REQUIRED WORK: Write out the listing below in full and exactly, leaving out every picture.

SUPPLIED MATERIAL:
_ _ _ _

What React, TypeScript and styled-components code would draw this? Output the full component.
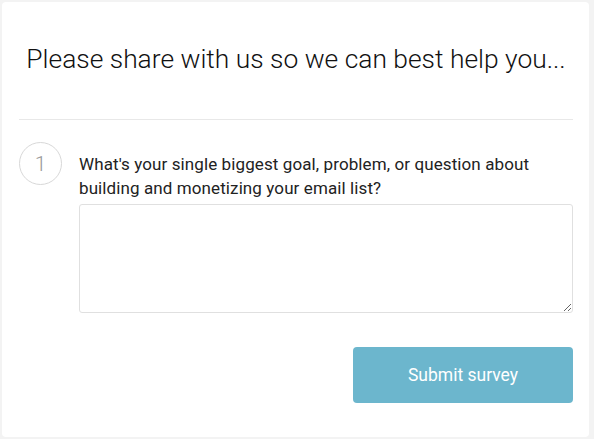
import styled, { createGlobalStyle } from 'styled-components';

const GlobalStyle = createGlobalStyle`
  html, body {
    margin: 0;
    padding: 0;
    background: #f3f3f3;
    font-family: Roboto, "Helvetica Neue", Arial, sans-serif;
  }
`;

const Page = styled.div`
  padding: 2px 5px 2px 2px;
`;

const Card = styled.form`
  box-sizing: border-box;
  width: 587px;
  height: 435px;
  background: #fff;
  border-radius: 4px;
  padding: 0 16px 0 17px;
  display: flex;
  flex-direction: column;
`;

const Header = styled.div`
  height: 117px;
  border-bottom: 1px solid #e8e8e8;
  display: flex;
  align-items: center;
  justify-content: center;
`;

const Title = styled.h1`
  margin: 0 0 4px;
  font-size: 26.4px;
  font-weight: 300;
  color: #111;
  white-space: nowrap;
`;

const Question = styled.div`
  display: flex;
  gap: 17px;
  margin-top: 22px;
`;

const Step = styled.div`
  flex: none;
  box-sizing: border-box;
  width: 43px;
  height: 43px;
  border: 1px solid #d8d8d8;
  border-radius: 50%;
  display: flex;
  align-items: center;
  justify-content: center;
  font-size: 21px;
  font-weight: 300;
  color: #999;
`;

const Body = styled.div`
  flex: 1;
  display: flex;
  flex-direction: column;
`;

const Label = styled.label`
  font-size: 17px;
  line-height: 24px;
  letter-spacing: 0.1px;
  color: #222;
  padding-top: 10px;
`;

const Answer = styled.textarea`
  box-sizing: border-box;
  width: 494px;
  height: 109px;
  margin-top: 4px;
  border: 1px solid #e0e0e0;
  border-radius: 3px;
  resize: vertical;
  font-family: inherit;
  font-size: 15px;
  outline: none;
`;

const Actions = styled.div`
  display: flex;
  justify-content: flex-end;
  margin-top: 34px;
`;

const Submit = styled.button`
  width: 220px;
  height: 56px;
  border: none;
  border-radius: 4px;
  background: #6cb6cd;
  color: #fff;
  font-family: inherit;
  font-size: 17.5px;
  font-weight: 400;
  cursor: pointer;
`;

export default function App() {
  return (
    <>
      <GlobalStyle />
      <Page>
        <Card onSubmit={(e) => e.preventDefault()}>
          <Header>
            <Title>Please share with us so we can best help you...</Title>
          </Header>
          <Question>
            <Step>1</Step>
            <Body>
              <Label htmlFor="goal">
                What's your single biggest goal, problem, or question about building and monetizing your email list?
              </Label>
              <Answer id="goal" />
            </Body>
          </Question>
          <Actions>
            <Submit type="submit">Submit survey</Submit>
          </Actions>
        </Card>
      </Page>
    </>
  );
}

_ _ _ _

TASK SOLUTION:
What React, TypeScript and styled-components code would draw this? Output the full component.
import styled, { createGlobalStyle } from 'styled-components';

const GlobalStyle = createGlobalStyle`
  html, body {
    margin: 0;
    padding: 0;
    background: #f3f3f3;
    font-family: Roboto, "Helvetica Neue", Arial, sans-serif;
  }
`;

const Page = styled.div`
  padding: 2px 5px 2px 2px;
`;

const Card = styled.form`
  box-sizing: border-box;
  width: 587px;
  height: 435px;
  background: #fff;
  border-radius: 4px;
  padding: 0 16px 0 17px;
  display: flex;
  flex-direction: column;
`;

const Header = styled.div`
  height: 117px;
  border-bottom: 1px solid #e8e8e8;
  display: flex;
  align-items: center;
  justify-content: center;
`;

const Title = styled.h1`
  margin: 0 0 4px;
  font-size: 26.4px;
  font-weight: 300;
  color: #111;
  white-space: nowrap;
`;

const Question = styled.div`
  display: flex;
  gap: 17px;
  margin-top: 22px;
`;

const Step = styled.div`
  flex: none;
  box-sizing: border-box;
  width: 43px;
  height: 43px;
  border: 1px solid #d8d8d8;
  border-radius: 50%;
  display: flex;
  align-items: center;
  justify-content: center;
  font-size: 21px;
  font-weight: 300;
  color: #999;
`;

const Body = styled.div`
  flex: 1;
  display: flex;
  flex-direction: column;
`;

const Label = styled.label`
  font-size: 17px;
  line-height: 24px;
  letter-spacing: 0.1px;
  color: #222;
  padding-top: 10px;
`;

const Answer = styled.textarea`
  box-sizing: border-box;
  width: 494px;
  height: 109px;
  margin-top: 4px;
  border: 1px solid #e0e0e0;
  border-radius: 3px;
  resize: vertical;
  font-family: inherit;
  font-size: 15px;
  outline: none;
`;

const Actions = styled.div`
  display: flex;
  justify-content: flex-end;
  margin-top: 34px;
`;

const Submit = styled.button`
  width: 220px;
  height: 56px;
  border: none;
  border-radius: 4px;
  background: #6cb6cd;
  color: #fff;
  font-family: inherit;
  font-size: 17.5px;
  font-weight: 400;
  cursor: pointer;
`;

export default function App() {
  return (
    <>
      <GlobalStyle />
      <Page>
        <Card onSubmit={(e) => e.preventDefault()}>
          <Header>
            <Title>Please share with us so we can best help you...</Title>
          </Header>
          <Question>
            <Step>1</Step>
            <Body>
              <Label htmlFor="goal">
                What's your single biggest goal, problem, or question about building and monetizing your email list?
              </Label>
              <Answer id="goal" />
            </Body>
          </Question>
          <Actions>
            <Submit type="submit">Submit survey</Submit>
          </Actions>
        </Card>
      </Page>
    </>
  );
}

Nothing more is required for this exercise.